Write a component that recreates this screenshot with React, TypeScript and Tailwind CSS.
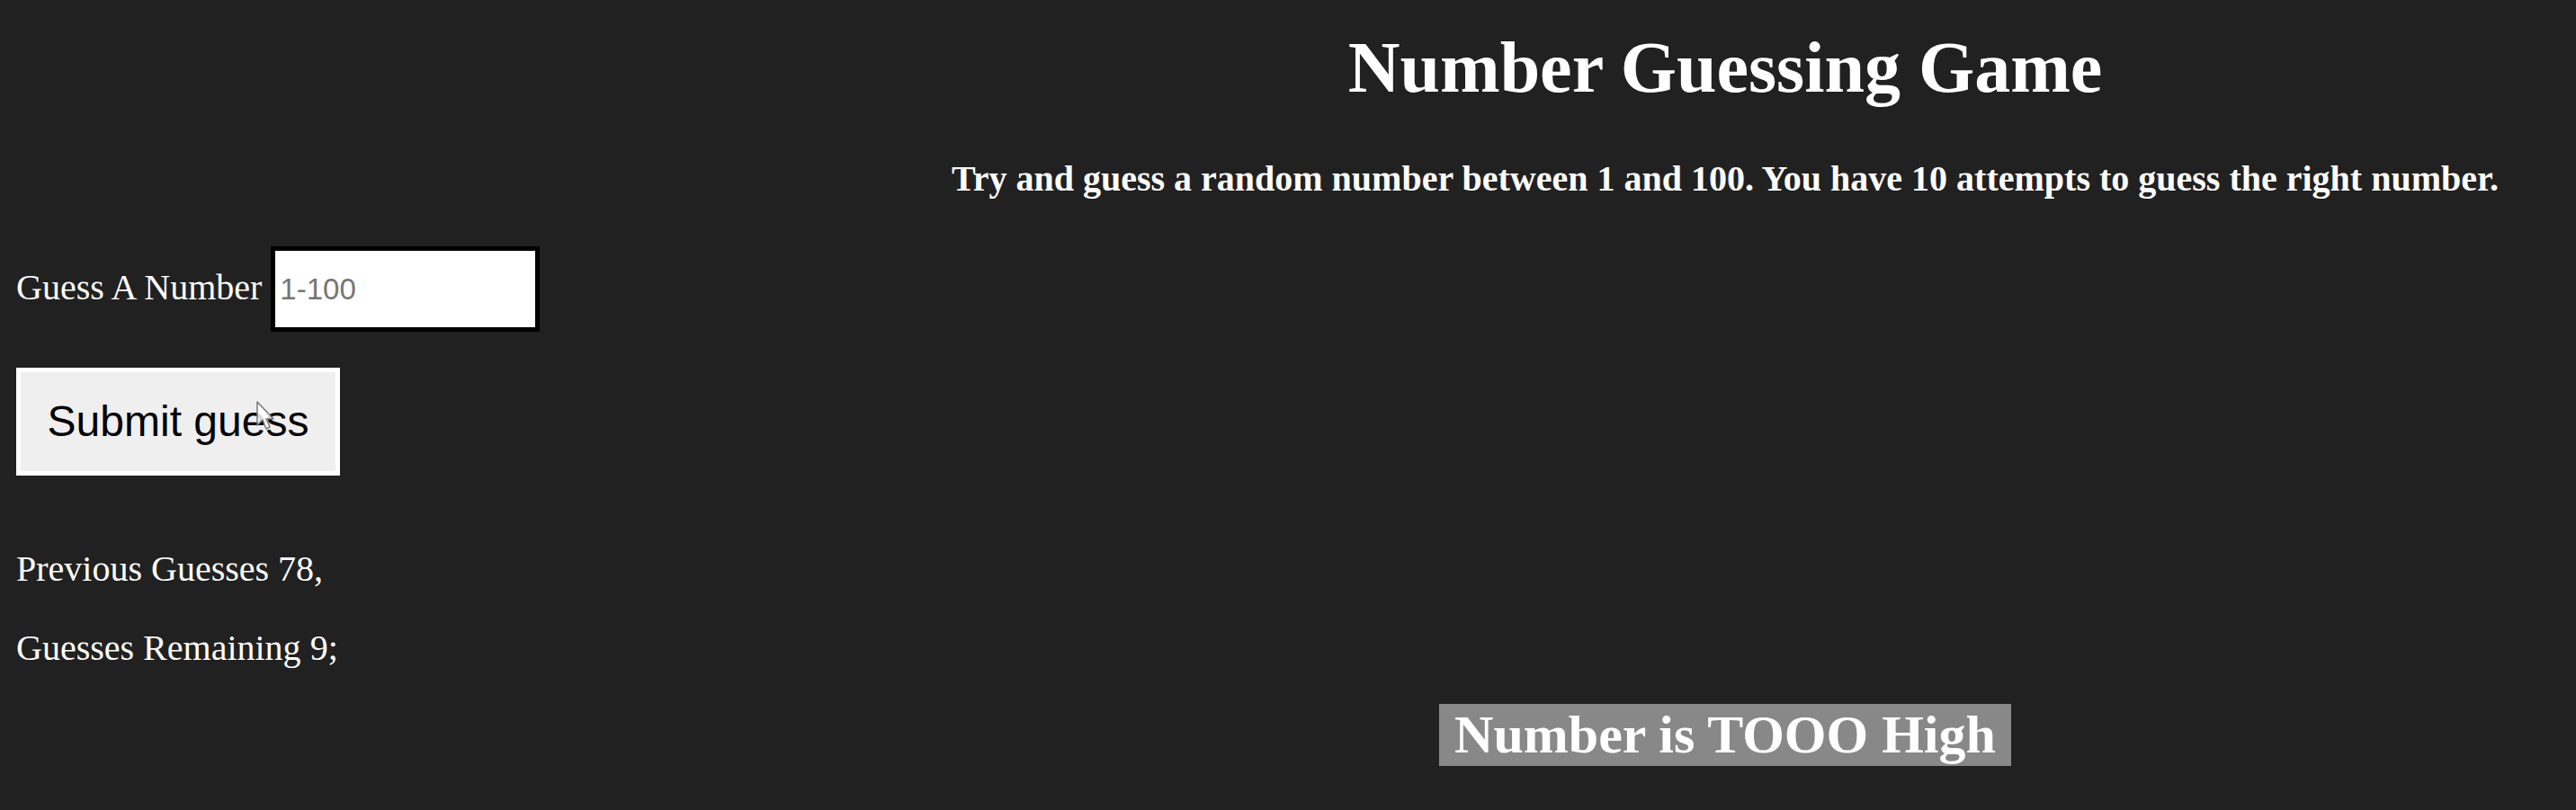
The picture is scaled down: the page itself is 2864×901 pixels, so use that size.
import { useState } from "react";

// Number guessing game — static snapshot after one guess (78, too high)

const serif = "font-['Liberation_Serif','Times_New_Roman',serif]";
const sans = "font-['Liberation_Sans',Arial,sans-serif]";

export default function App() {
  const [guess, setGuess] = useState("");
  const previous = [78];
  const remaining = 10 - previous.length;

  return (
    <div className={`relative flex min-h-[901px] w-full bg-[#212121] text-white ${serif}`}>
      {/* ── Left: form ── */}
      <div className="w-[972px] shrink-0 pl-[18px] pt-[274px]">
        <div className="flex items-baseline gap-[10px]">
          <label htmlFor="guessField" className="text-[40px] leading-[46px]">
            Guess A Number
          </label>
          <input
            id="guessField"
            type="text"
            placeholder="1-100"
            value={guess}
            onChange={(e) => setGuess(e.target.value)}
            className={`h-[95px] w-[299px] border-[5px] border-black bg-white px-[5px] text-[33px] text-black placeholder:text-[#757575] outline-none ${sans}`}
          />
        </div>

        <button
          className={`mt-[40px] flex h-[120px] w-[360px] items-center justify-center border-[5px] border-white bg-[#efefef] text-[48px] leading-none text-black ${sans}`}
        >
          Submit guess
        </button>

        <p className="mt-[81px] text-[40px] leading-[46px]">Previous Guesses {previous.join(", ")},</p>
        <p className="mt-[42px] text-[40px] leading-[46px]">Guesses Remaining {remaining};</p>
      </div>

      {/* ── Right: heading + result ── */}
      <div className="flex-1 pt-[29px] text-center">
        <h1 className="text-[80px] font-bold leading-[92px]">Number Guessing Game</h1>
        <h4 className="mt-[55px] text-[40px] font-bold leading-[46px]">
          Try and guess a random number between 1 and 100. You have 10 attempts to guess the right number.
        </h4>
        <div className="mt-[561px]">
          <h2 className="inline-block bg-[#888888] px-[17px] text-[60px] font-bold leading-[69px]">
            Number is TOOO High
          </h2>
        </div>
      </div>

      {/* mouse pointer over the button */}
      <svg
        className="pointer-events-none absolute left-[285px] top-[446px]"
        width="22"
        height="34"
        viewBox="0 0 22 34"
      >
        <path
          d="M1 1 L1 27 L7 21 L11 31 L15 29 L11 20 L19 20 Z"
          fill="rgba(255,255,255,0.85)"
          stroke="#777"
          strokeWidth="1.5"
          strokeLinejoin="round"
        />
      </svg>
    </div>
  );
}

________________

Task goal:
Write out exactly the lines between the start of the data and the line with "const remaining = 10 - previous.length;", including both, but none of the pictures.

Response:
Write a component that recreates this screenshot with React, TypeScript and Tailwind CSS.
The picture is scaled down: the page itself is 2864×901 pixels, so use that size.
import { useState } from "react";

// Number guessing game — static snapshot after one guess (78, too high)

const serif = "font-['Liberation_Serif','Times_New_Roman',serif]";
const sans = "font-['Liberation_Sans',Arial,sans-serif]";

export default function App() {
  const [guess, setGuess] = useState("");
  const previous = [78];
  const remaining = 10 - previous.length;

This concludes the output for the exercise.